6. Common mistakes that cost dearly
- HF too low: never operate with HF < 1.5 if you're not monitoring constantly. Initial HF of 2 lets you sleep at night.
- Highly volatile collateral: using low-cap tokens as collateral is a recipe for liquidation because they can move -30% in a day.
- Ignoring fees: real borrowing cost includes interest + any protocol fee + possible oracle fees on some protocols.
- No exit plan: what will you do if your collateral drops 20%? And 40%? Have answers to those questions before opening the position.
- Operating on unaudited protocols: the extra yield small protocols offer rarely compensates the exploit risk.
7. How to start step by step
- Create DeFi wallet: Rabby + Ledger ideally.
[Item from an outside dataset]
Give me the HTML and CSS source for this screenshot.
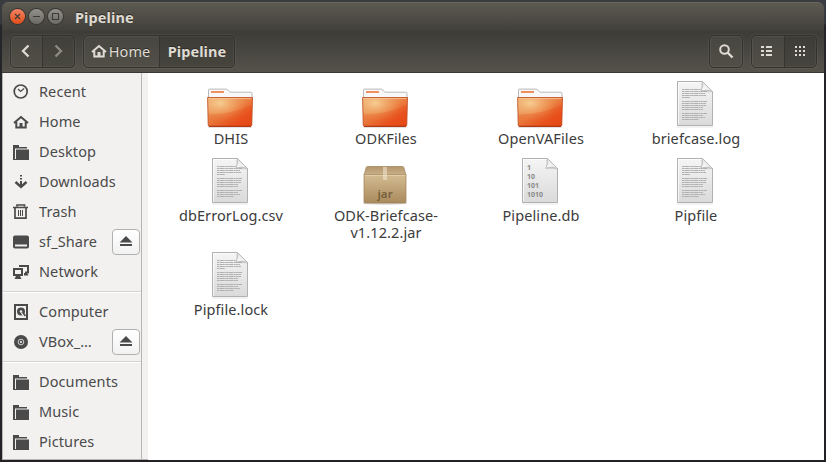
FILE: index.html
```
<!DOCTYPE html>
<html lang="en">
<head>
<meta charset="utf-8">
<title>Pipeline</title>
<link rel="stylesheet" href="styles.css">
</head>
<body>
<svg class="defs" width="0" height="0" aria-hidden="true">
  <defs>
    <linearGradient id="g-orange" x1="0" y1="0" x2="1" y2="1"><stop offset="0" stop-color="#eeb073"/><stop offset=".45" stop-color="#eb8748"/><stop offset=".75" stop-color="#e95420"/><stop offset="1" stop-color="#e44a16"/></linearGradient>
    <radialGradient id="g-glow" cx=".28" cy=".2" r=".6"><stop offset="0" stop-color="#f8d69b" stop-opacity=".85"/><stop offset="1" stop-color="#f0a060" stop-opacity="0"/></radialGradient>
    <linearGradient id="g-paper" x1="0" y1="0" x2="0" y2="1"><stop offset="0" stop-color="#f5f5f5"/><stop offset="1" stop-color="#dadada"/></linearGradient>
    <linearGradient id="g-fold" x1="0" y1="1" x2="1" y2="0"><stop offset="0" stop-color="#fff"/><stop offset=".5" stop-color="#eee"/><stop offset="1" stop-color="#bbb"/></linearGradient>
    <linearGradient id="g-box" x1="0" y1="0" x2="0" y2="1"><stop offset="0" stop-color="#d3bb91"/><stop offset="1" stop-color="#a98a5c"/></linearGradient>
    <linearGradient id="g-lid" x1="0" y1="0" x2="0" y2="1"><stop offset="0" stop-color="#b2956c"/><stop offset="1" stop-color="#cbb088"/></linearGradient>
  </defs>
  <symbol id="folder" viewBox="0 0 48 48">
    <path d="M1 47.6h44" stroke="#000" stroke-opacity=".13"/>
    <path d="M1.500 19V10q0-.9 1-.9h16.300q1.200 0 2 .9l1.500 1.700q.500.500 1.500.500h20q1.200 0 1.200 1V19z" fill="#f8f8f8" stroke="#b9b9b9"/>
    <path d="M4 11h13v2H4z" fill="#f0905f"/>
    <path d="M.6 17.500h44.900L44.800 45q-.1 1.400-1.600 1.400H2.700q-1.400 0-1.500-1.400z" fill="url(#g-orange)"/>
    <path d="M.6 17.500h44.900L44.800 45q-.1 1.400-1.600 1.400H2.700q-1.400 0-1.500-1.400z" fill="url(#g-glow)" stroke="#bd4821" stroke-opacity=".8"/>
    <path d="M1.600 34.500Q26 34 44.500 25v19.500q0 1-1 1h-41q-1 0-1-1z" fill="#e33f0d" fill-opacity=".22"/>
    <path d="M1.500 18.500h43" stroke="#f7c79c" stroke-opacity=".7"/>
    <path d="M2 46.300h42" stroke="#a92e0b"/>
  </symbol>
  <symbol id="paper" viewBox="0 0 48 48">
    <path d="M5 47h36" stroke="#000" stroke-opacity=".1"/>
    <path d="M5.500 1.500h25L40.500 11.500V45.500h-35z" fill="url(#g-paper)" stroke="#b1b1b1"/>
    <path d="M6.500 44.500V2.500H30" fill="none" stroke="#fff" stroke-opacity=".7"/>
    <path d="M28.500 2q2 5-.2 10l12.200.2z" fill="#000" fill-opacity=".12"/>
    <path d="M30.500 1.700q1.200 4.500-1.500 9.300 6-2 11.500.5z" fill="url(#g-fold)" stroke="#b5b5b5" stroke-width=".7"/>
  </symbol>
  <symbol id="text" viewBox="0 0 48 48">
    <use href="#paper"/>
    <g stroke="#b0b0b0" stroke-dasharray="2.500 .4 4 .4 1.500 .4">
      <path d="M10 9.500h19M10 11.500h25M10 13.500h23M10 15.500h24M10 17.500h8M10 21.500h25M10 23.500h24M10 25.500h24M10 27.500h21M10 29.500h21M10 33.500h25M10 35.500h21M10 37.500h23M10 39.500h17"/>
    </g>
  </symbol>
  <symbol id="carton" viewBox="0 0 48 48">
    <path d="M1 45.500h44v1.500q-22 1.500-44 0z" fill="#000" fill-opacity=".16"/>
    <path d="M5.500 9.500h35q1 0 1.300 1L44 18H2l2.200-7.500q.300-1 1.300-1z" fill="url(#g-lid)" stroke="#a58a60" stroke-width=".8"/>
    <path d="M2 18h42v26.500q0 1.500-1.500 1.500h-39Q2 46 2 44.500z" fill="url(#g-box)" stroke="#9d8052" stroke-width=".7"/>
    <path d="M2.500 18.400h41" stroke="#ecdcbd" stroke-opacity=".8"/>
    <path d="M21 10h4v13h-4z" fill="#f0e5d0" fill-opacity=".6"/>
  </symbol>
  <symbol id="s-folder" viewBox="0 0 16 16"><path d="M0 1h6v2h8v1.500H2V16H0z"/><path d="M3 5.500h13V16H2v-1h1z"/></symbol>
  <symbol id="s-home" viewBox="0 0 16 16"><path d="M1 9l7-6 7 6M3.300 8v5.500h9.400V8" fill="none" stroke="currentColor" stroke-width="2"/><path d="M6.500 9h3v5h-3z"/></symbol>
  <symbol id="s-eject" viewBox="0 0 14 14"><path d="M7 1l6.500 6.500H.5zM1 9h12v2H1z"/></symbol>
</svg>

<div class="window">
  <header class="titlebar">
    <span class="knob close"><svg viewBox="0 0 15 15"><path d="M5 5l5 5M10 5l-5 5"/></svg></span>
    <span class="knob"><svg viewBox="0 0 15 15"><path d="M4 7.500h7"/></svg></span>
    <span class="knob"><svg viewBox="0 0 15 15"><path d="M4.500 4.500h6v6h-6z"/></svg></span>
    <h1 class="title">Pipeline</h1>
  </header>
  <nav class="toolbar">
    <div class="group nav">
      <span class="btn"><svg width="16" height="16"><path d="M10.500 2.500L5 8l5.500 5.500" class="chev"/></svg></span>
      <span class="btn dim"><svg width="16" height="16"><path d="M5.500 2.500L11 8l-5.500 5.500" class="chev"/></svg></span>
    </div>
    <div class="group path">
      <span class="btn home"><svg width="16" height="16"><use href="#s-home"/></svg><span>Home</span></span>
      <span class="btn here">Pipeline</span>
    </div>
    <div class="group search">
      <span class="btn"><svg width="16" height="16"><circle cx="6.500" cy="6.500" r="4.300" fill="none" stroke="currentColor" stroke-width="2"/><path d="M9.500 9.500l5 5" stroke="currentColor" stroke-width="2.400"/></svg></span>
    </div>
    <div class="group views">
      <span class="btn"><svg width="12" height="12"><path d="M0 1h3v2H0zM5 1h6v2H5zM0 5h3v2H0zM5 5h6v2H5zM0 9h3v2H0zM5 9h6v2H5z"/></svg></span>
      <span class="btn here"><svg width="12" height="12"><path d="M1 1h2v2H1zM5 1h2v2H5zM9 1h2v2H9zM1 5h2v2H1zM5 5h2v2H5zM9 5h2v2H9zM1 9h2v2H1zM5 9h2v2H5zM9 9h2v2H9z"/></svg></span>
    </div>
  </nav>
  <div class="body">
    <aside class="sidebar">
      <div class="row"><svg viewBox="0 0 16 16"><circle cx="7.700" cy="7.500" r="6.500" fill="none" stroke="currentColor" stroke-width="1.700"/><path d="M5 5L7.600 7.500l3.500-3" fill="none" stroke="currentColor" stroke-width="1.200"/></svg><span class="label">Recent</span></div>
      <div class="row"><svg><use href="#s-home"/></svg><span class="label">Home</span></div>
      <div class="row"><svg><use href="#s-folder"/></svg><span class="label">Desktop</span></div>
      <div class="row"><svg viewBox="0 0 16 16"><path d="M7 1h2v1.500H7zM7 4h2v1.500H7zM7 7h2v5H7z"/><path d="M2.500 8L8 13l5.500-5" fill="none" stroke="currentColor" stroke-width="2.400"/></svg><span class="label">Downloads</span></div>
      <div class="row"><svg viewBox="0 0 16 16"><path d="M0 3.500h15M4 2.500V1h7.500v1.500M2 4v10.200h11V4" fill="none" stroke="currentColor" stroke-width="1.700"/><path d="M5.500 6v6M7.500 6v6M9.500 6v6" stroke="currentColor"/></svg><span class="label">Trash</span></div>
      <div class="row"><svg viewBox="0 0 16 16"><path d="M2 1.500h12q2 0 2 2v9q0 2-2 2H2q-2 0-2-2v-9q0-2 2-2zM2 10.500v2h12v-2z" fill-rule="evenodd"/></svg><span class="label">sf_Share</span><span class="eject"><svg><use href="#s-eject"/></svg></span></div>
      <div class="row"><svg viewBox="0 0 16 16"><path d="M7 3V2h8v6.500h-3" fill="none" stroke="currentColor" stroke-width="2"/><path d="M1 5h8v6H1z" fill="none" stroke="currentColor" stroke-width="2"/><path d="M3 12h4l1.500 3h-7zM11 9h3l1.500 2.500H11z"/></svg><span class="label">Network</span></div>
      <hr>
      <div class="row"><svg viewBox="0 0 16 16"><path d="M2 1h12v14H2z" fill="none" stroke="currentColor" stroke-width="2"/><circle cx="8" cy="7.500" r="4"/><circle cx="8" cy="7.500" r="1.200" fill="#f2f1f0"/><path d="M8.500 9l3.500 4" stroke="#f2f1f0" stroke-width="1.500"/><path d="M10 9l2.500 3" stroke="currentColor" stroke-width="1.500"/></svg><span class="label">Computer</span></div>
      <div class="row"><svg viewBox="0 0 16 16"><circle cx="8" cy="8" r="7"/><circle cx="8" cy="8" r="2.800" fill="none" stroke="#f2f1f0" stroke-width=".8"/><circle cx="8" cy="8" r="1.100" fill="#f2f1f0"/></svg><span class="label">VBox_…</span><span class="eject"><svg><use href="#s-eject"/></svg></span></div>
      <hr>
      <div class="row"><svg><use href="#s-folder"/></svg><span class="label">Documents</span></div>
      <div class="row"><svg><use href="#s-folder"/></svg><span class="label">Music</span></div>
      <div class="row"><svg><use href="#s-folder"/></svg><span class="label">Pictures</span></div>
    </aside>
    <main class="files">
      <figure><svg><use href="#folder"/></svg><figcaption>DHIS</figcaption></figure>
      <figure><svg><use href="#folder"/></svg><figcaption>ODKFiles</figcaption></figure>
      <figure><svg><use href="#folder"/></svg><figcaption>OpenVAFiles</figcaption></figure>
      <figure><svg><use href="#text"/></svg><figcaption>briefcase.log</figcaption></figure>
      <figure><svg><use href="#text"/></svg><figcaption>dbErrorLog.csv</figcaption></figure>
      <figure><svg viewBox="0 0 48 48"><use href="#carton"/><text x="15.500" y="41" class="jar-word">jar</text></svg><figcaption>ODK-Briefcase-<br>v1.12.2.jar</figcaption></figure>
      <figure><svg viewBox="0 0 48 48"><use href="#paper"/><g class="bits"><text x="10" y="12.500">1</text><text x="10" y="21.500">10</text><text x="10" y="30.500">101</text><text x="10" y="39.700">1010</text></g></svg><figcaption>Pipeline.db</figcaption></figure>
      <figure><svg><use href="#text"/></svg><figcaption>Pipfile</figcaption></figure>
      <figure><svg><use href="#text"/></svg><figcaption>Pipfile.lock</figcaption></figure>
    </main>
  </div>
</div>
</body>
</html>
```
FILE: styles.css
```
* { box-sizing: border-box; }
html, body { margin: 0; height: 100%; }
body {
  background: linear-gradient(#393d42 0, #34383d 24px, #25262a 25px, #232125 100%);
  padding: 2px;
  overflow: hidden;
  font: 14.5px "Noto Sans", "Open Sans", sans-serif;
  letter-spacing: .1px;
  color: #4a4a4a;
}
.defs { position: absolute; }
svg { display: block; fill: currentColor; flex: none; }
.window {
  width: 822px;
  height: 458px;
  display: flex;
  flex-direction: column;
  border-radius: 6px 6px 0 0;
  overflow: hidden;
}
.titlebar {
  height: 29px;
  display: flex;
  align-items: center;
  gap: 4px;
  padding: 0 8px 1px;
  background: linear-gradient(#5d5a51, #413f3a);
  border-top: 1px solid #69665c;
}
.knob {
  width: 15px;
  height: 15px;
  border-radius: 50%;
  background: linear-gradient(#92918a, #6b6963);
  box-shadow: 0 0 0 1px #383631;
}
.knob svg { fill: none; stroke: #3c3b37; stroke-width: 1.1; }
.close { background: linear-gradient(#f58462, #df4c1a); }
.title { margin: 0 0 0 8px; font-size: 14.5px; line-height: 20px; color: #dfdbd2; text-shadow: 0 -1px #2b2a27; }
.toolbar {
  height: 42px;
  display: flex;
  align-items: flex-start;
  padding: 4px 7px 0 8px;
  background: linear-gradient(#3d3c38, #55524a);
  border-bottom: 1px solid #3a3833;
  color: #dfdbd2;
}
.group {
  display: flex;
  height: 33px;
  border: 1px solid #33322e;
  border-radius: 5px;
  background: linear-gradient(#474640, #514f47);
  box-shadow: 0 0 0 1px rgba(255, 255, 255, .05), inset 0 0 0 1px rgba(255, 255, 255, .06);
}
.btn { flex: 1; display: flex; align-items: center; justify-content: center; padding-bottom: 2px; text-shadow: 0 -1px #2b2a27; }
.btn + .btn { border-left: 1px solid #35342f; }
.nav { width: 65px; }
.nav .btn { padding-right: 2px; }
.dim { color: #8e8b83; background: rgba(0, 0, 0, .09); }
.chev { fill: none; stroke: currentColor; stroke-width: 2.3; }
.path { width: 152px; margin-left: 8px; }
.home { flex: 0 0 75px; gap: 2px; padding-right: 2px; }
.here { background: rgba(0, 0, 0, .13); font-weight: 700; border-radius: 0 4px 4px 0; }
.search { width: 34px; margin-left: auto; }
.views { width: 66px; margin-left: 8px; }
.views .btn { padding-right: 1px; }
.body { flex: 1; min-height: 0; display: flex; background: #fff; }
.sidebar {
  width: 146px;
  padding: 4px 0 0;
  background: linear-gradient(90deg, #f2f1f0 138px, #b6b5b3 138px, #b6b5b3 139px, #f2f1f0 139px);
  border-left: 1px solid #b6b5b3;
  border-bottom: 1px solid #b6b5b3;
}
.row { height: 30px; display: flex; align-items: center; padding: 0 8px 0 10px; }
.row > svg { width: 16px; height: 16px; margin-right: 10px; }
.label { padding-bottom: 2px; }
.eject {
  width: 28px;
  height: 26px;
  margin-left: auto;
  display: grid;
  place-items: center;
  background: linear-gradient(#fff, #f2f2f2);
  border: 1px solid #b2b0ad;
  border-radius: 4px;
}
.eject svg { width: 14px; height: 14px; }
hr { width: 138px; height: 2px; margin: 4px 0; border: 0; background: linear-gradient(#d4d3d1 50%, #fff 50%); }
.files {
  flex: 1;
  display: grid;
  grid-template-columns: repeat(4, 154px);
  align-content: start;
  gap: 10px 1px;
  padding: 7px 0 0 6px;
  color: #3c3c3c;
}
figure { margin: 0; display: flex; flex-direction: column; align-items: center; gap: 2px; }
figure > svg { width: 48px; height: 48px; }
figcaption { line-height: 17px; text-align: center; white-space: nowrap; }
.jar-word { font: 600 11.5px "Noto Sans", sans-serif; fill: #75603c; }
.bits { font: 700 7px "Noto Sans", sans-serif; letter-spacing: 0; fill: #8a8a8a; }
```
See wallet guide.
- Buy and send USDC from Binance, Coinbase or OKX to your wallet.
- Start with lending only on Aave or Morpho. Zero borrowing initially.
- Learn how your yield moves: how APYs vary, when interest accrues, how it looks on the dashboard.
- Only when you understand all of the above consider opening a small borrowing position with very loose HF.
Conclusion
Lending and borrowing are DeFi's most important primitives and mastering them opens the door to very powerful strategies — from safe passive yield to sophisticated leverage. But the learning curve is real and mistakes cost tangible money.
The basic rule: the Health Factor is your best friend. If you don't understand it or don't watch it, you're not doing lending/borrowing — you're waiting for a liquidation. Start small, learn slowly, and never leverage with money you can't afford to lose.